**Data segment**
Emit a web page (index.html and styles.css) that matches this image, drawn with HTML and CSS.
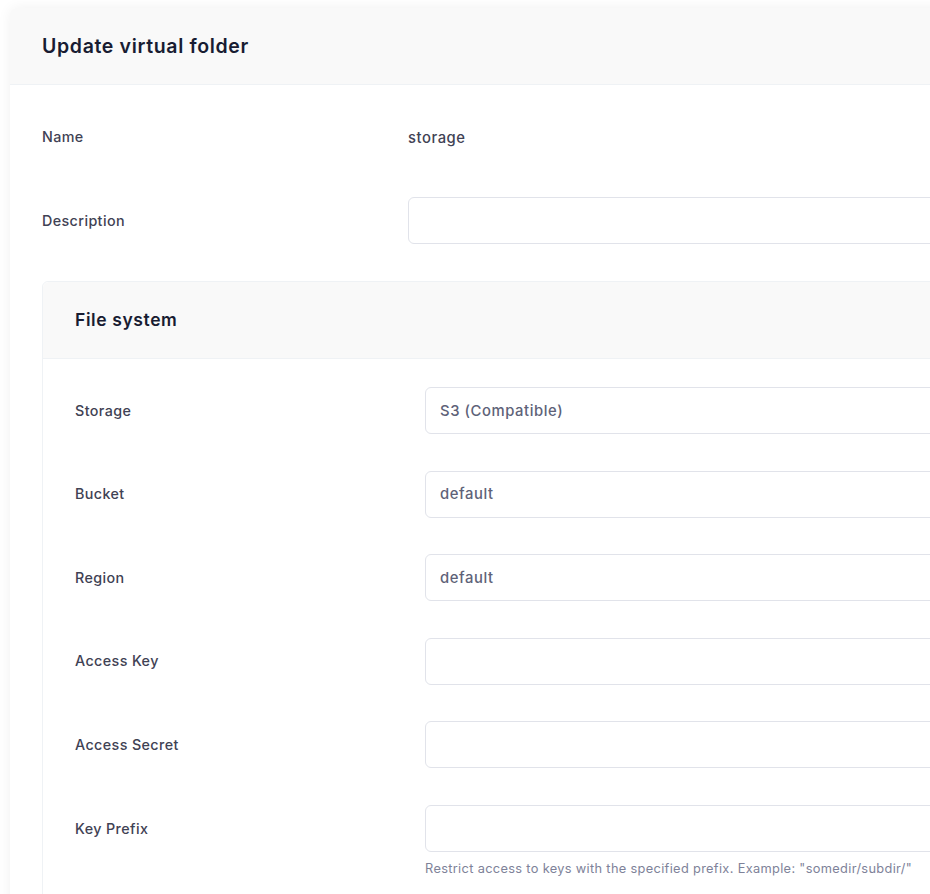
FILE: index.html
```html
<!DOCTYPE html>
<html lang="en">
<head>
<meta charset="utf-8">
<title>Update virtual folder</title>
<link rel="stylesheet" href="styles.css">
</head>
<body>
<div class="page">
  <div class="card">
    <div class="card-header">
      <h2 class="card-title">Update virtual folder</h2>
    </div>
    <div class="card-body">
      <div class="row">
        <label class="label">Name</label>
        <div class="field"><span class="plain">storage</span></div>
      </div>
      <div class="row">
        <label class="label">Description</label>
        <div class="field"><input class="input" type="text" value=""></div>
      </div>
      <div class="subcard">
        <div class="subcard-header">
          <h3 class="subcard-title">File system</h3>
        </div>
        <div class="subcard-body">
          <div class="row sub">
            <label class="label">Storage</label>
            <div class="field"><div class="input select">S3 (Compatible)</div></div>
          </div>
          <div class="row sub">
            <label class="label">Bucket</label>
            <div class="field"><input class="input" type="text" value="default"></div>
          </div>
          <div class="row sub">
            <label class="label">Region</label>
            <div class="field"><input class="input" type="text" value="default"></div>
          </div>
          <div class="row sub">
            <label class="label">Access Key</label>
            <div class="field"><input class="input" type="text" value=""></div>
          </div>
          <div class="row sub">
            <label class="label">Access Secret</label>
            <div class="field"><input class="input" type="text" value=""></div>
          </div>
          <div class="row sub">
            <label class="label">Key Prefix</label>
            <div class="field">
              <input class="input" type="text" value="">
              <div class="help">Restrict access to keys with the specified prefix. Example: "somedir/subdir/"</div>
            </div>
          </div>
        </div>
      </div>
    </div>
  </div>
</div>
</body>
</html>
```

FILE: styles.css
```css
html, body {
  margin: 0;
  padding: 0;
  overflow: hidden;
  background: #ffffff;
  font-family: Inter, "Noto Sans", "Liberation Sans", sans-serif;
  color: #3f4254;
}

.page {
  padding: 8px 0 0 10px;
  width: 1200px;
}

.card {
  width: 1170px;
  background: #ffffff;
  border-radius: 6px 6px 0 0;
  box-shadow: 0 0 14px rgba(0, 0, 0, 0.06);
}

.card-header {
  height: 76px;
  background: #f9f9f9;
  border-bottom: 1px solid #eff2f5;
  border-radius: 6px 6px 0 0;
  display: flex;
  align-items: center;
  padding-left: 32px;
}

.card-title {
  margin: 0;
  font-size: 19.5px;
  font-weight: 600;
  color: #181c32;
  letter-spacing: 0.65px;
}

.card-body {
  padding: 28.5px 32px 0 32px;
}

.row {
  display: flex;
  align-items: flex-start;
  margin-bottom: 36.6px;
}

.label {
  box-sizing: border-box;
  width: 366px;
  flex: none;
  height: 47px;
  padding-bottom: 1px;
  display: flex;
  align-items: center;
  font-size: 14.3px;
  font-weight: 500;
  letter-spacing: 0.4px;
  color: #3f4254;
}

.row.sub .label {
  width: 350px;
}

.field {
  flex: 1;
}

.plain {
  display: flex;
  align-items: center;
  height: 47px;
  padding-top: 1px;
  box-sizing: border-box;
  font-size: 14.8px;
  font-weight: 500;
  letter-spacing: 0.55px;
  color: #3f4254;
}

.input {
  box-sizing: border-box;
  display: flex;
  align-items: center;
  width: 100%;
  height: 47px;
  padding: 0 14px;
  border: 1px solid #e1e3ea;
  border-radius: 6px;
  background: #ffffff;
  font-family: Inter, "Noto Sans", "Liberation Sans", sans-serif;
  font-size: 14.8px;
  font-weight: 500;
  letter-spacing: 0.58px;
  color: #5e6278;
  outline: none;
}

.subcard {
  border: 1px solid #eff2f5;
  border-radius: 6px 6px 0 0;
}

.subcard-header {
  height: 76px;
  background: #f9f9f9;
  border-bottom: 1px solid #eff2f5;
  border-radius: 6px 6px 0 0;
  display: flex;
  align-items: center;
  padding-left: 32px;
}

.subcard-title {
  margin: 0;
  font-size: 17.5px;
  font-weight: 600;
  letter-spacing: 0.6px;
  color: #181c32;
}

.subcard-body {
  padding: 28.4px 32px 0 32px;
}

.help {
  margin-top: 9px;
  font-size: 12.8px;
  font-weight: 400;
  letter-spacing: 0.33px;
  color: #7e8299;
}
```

**Aim of the task**
Repeat the material above verbatim. Leave the pictures behind.

**Exercise result**
Emit a web page (index.html and styles.css) that matches this image, drawn with HTML and CSS.
FILE: index.html
```html
<!DOCTYPE html>
<html lang="en">
<head>
<meta charset="utf-8">
<title>Update virtual folder</title>
<link rel="stylesheet" href="styles.css">
</head>
<body>
<div class="page">
  <div class="card">
    <div class="card-header">
      <h2 class="card-title">Update virtual folder</h2>
    </div>
    <div class="card-body">
      <div class="row">
        <label class="label">Name</label>
        <div class="field"><span class="plain">storage</span></div>
      </div>
      <div class="row">
        <label class="label">Description</label>
        <div class="field"><input class="input" type="text" value=""></div>
      </div>
      <div class="subcard">
        <div class="subcard-header">
          <h3 class="subcard-title">File system</h3>
        </div>
        <div class="subcard-body">
          <div class="row sub">
            <label class="label">Storage</label>
            <div class="field"><div class="input select">S3 (Compatible)</div></div>
          </div>
          <div class="row sub">
            <label class="label">Bucket</label>
            <div class="field"><input class="input" type="text" value="default"></div>
          </div>
          <div class="row sub">
            <label class="label">Region</label>
            <div class="field"><input class="input" type="text" value="default"></div>
          </div>
          <div class="row sub">
            <label class="label">Access Key</label>
            <div class="field"><input class="input" type="text" value=""></div>
          </div>
          <div class="row sub">
            <label class="label">Access Secret</label>
            <div class="field"><input class="input" type="text" value=""></div>
          </div>
          <div class="row sub">
            <label class="label">Key Prefix</label>
            <div class="field">
              <input class="input" type="text" value="">
              <div class="help">Restrict access to keys with the specified prefix. Example: "somedir/subdir/"</div>
            </div>
          </div>
        </div>
      </div>
    </div>
  </div>
</div>
</body>
</html>
```

FILE: styles.css
```css
html, body {
  margin: 0;
  padding: 0;
  overflow: hidden;
  background: #ffffff;
  font-family: Inter, "Noto Sans", "Liberation Sans", sans-serif;
  color: #3f4254;
}

.page {
  padding: 8px 0 0 10px;
  width: 1200px;
}

.card {
  width: 1170px;
  background: #ffffff;
  border-radius: 6px 6px 0 0;
  box-shadow: 0 0 14px rgba(0, 0, 0, 0.06);
}

.card-header {
  height: 76px;
  background: #f9f9f9;
  border-bottom: 1px solid #eff2f5;
  border-radius: 6px 6px 0 0;
  display: flex;
  align-items: center;
  padding-left: 32px;
}

.card-title {
  margin: 0;
  font-size: 19.5px;
  font-weight: 600;
  color: #181c32;
  letter-spacing: 0.65px;
}

.card-body {
  padding: 28.5px 32px 0 32px;
}

.row {
  display: flex;
  align-items: flex-start;
  margin-bottom: 36.6px;
}

.label {
  box-sizing: border-box;
  width: 366px;
  flex: none;
  height: 47px;
  padding-bottom: 1px;
  display: flex;
  align-items: center;
  font-size: 14.3px;
  font-weight: 500;
  letter-spacing: 0.4px;
  color: #3f4254;
}

.row.sub .label {
  width: 350px;
}

.field {
  flex: 1;
}

.plain {
  display: flex;
  align-items: center;
  height: 47px;
  padding-top: 1px;
  box-sizing: border-box;
  font-size: 14.8px;
  font-weight: 500;
  letter-spacing: 0.55px;
  color: #3f4254;
}

.input {
  box-sizing: border-box;
  display: flex;
  align-items: center;
  width: 100%;
  height: 47px;
  padding: 0 14px;
  border: 1px solid #e1e3ea;
  border-radius: 6px;
  background: #ffffff;
  font-family: Inter, "Noto Sans", "Liberation Sans", sans-serif;
  font-size: 14.8px;
  font-weight: 500;
  letter-spacing: 0.58px;
  color: #5e6278;
  outline: none;
}

.subcard {
  border: 1px solid #eff2f5;
  border-radius: 6px 6px 0 0;
}

.subcard-header {
  height: 76px;
  background: #f9f9f9;
  border-bottom: 1px solid #eff2f5;
  border-radius: 6px 6px 0 0;
  display: flex;
  align-items: center;
  padding-left: 32px;
}

.subcard-title {
  margin: 0;
  font-size: 17.5px;
  font-weight: 600;
  letter-spacing: 0.6px;
  color: #181c32;
}

.subcard-body {
  padding: 28.4px 32px 0 32px;
}

.help {
  margin-top: 9px;
  font-size: 12.8px;
  font-weight: 400;
  letter-spacing: 0.33px;
  color: #7e8299;
}
```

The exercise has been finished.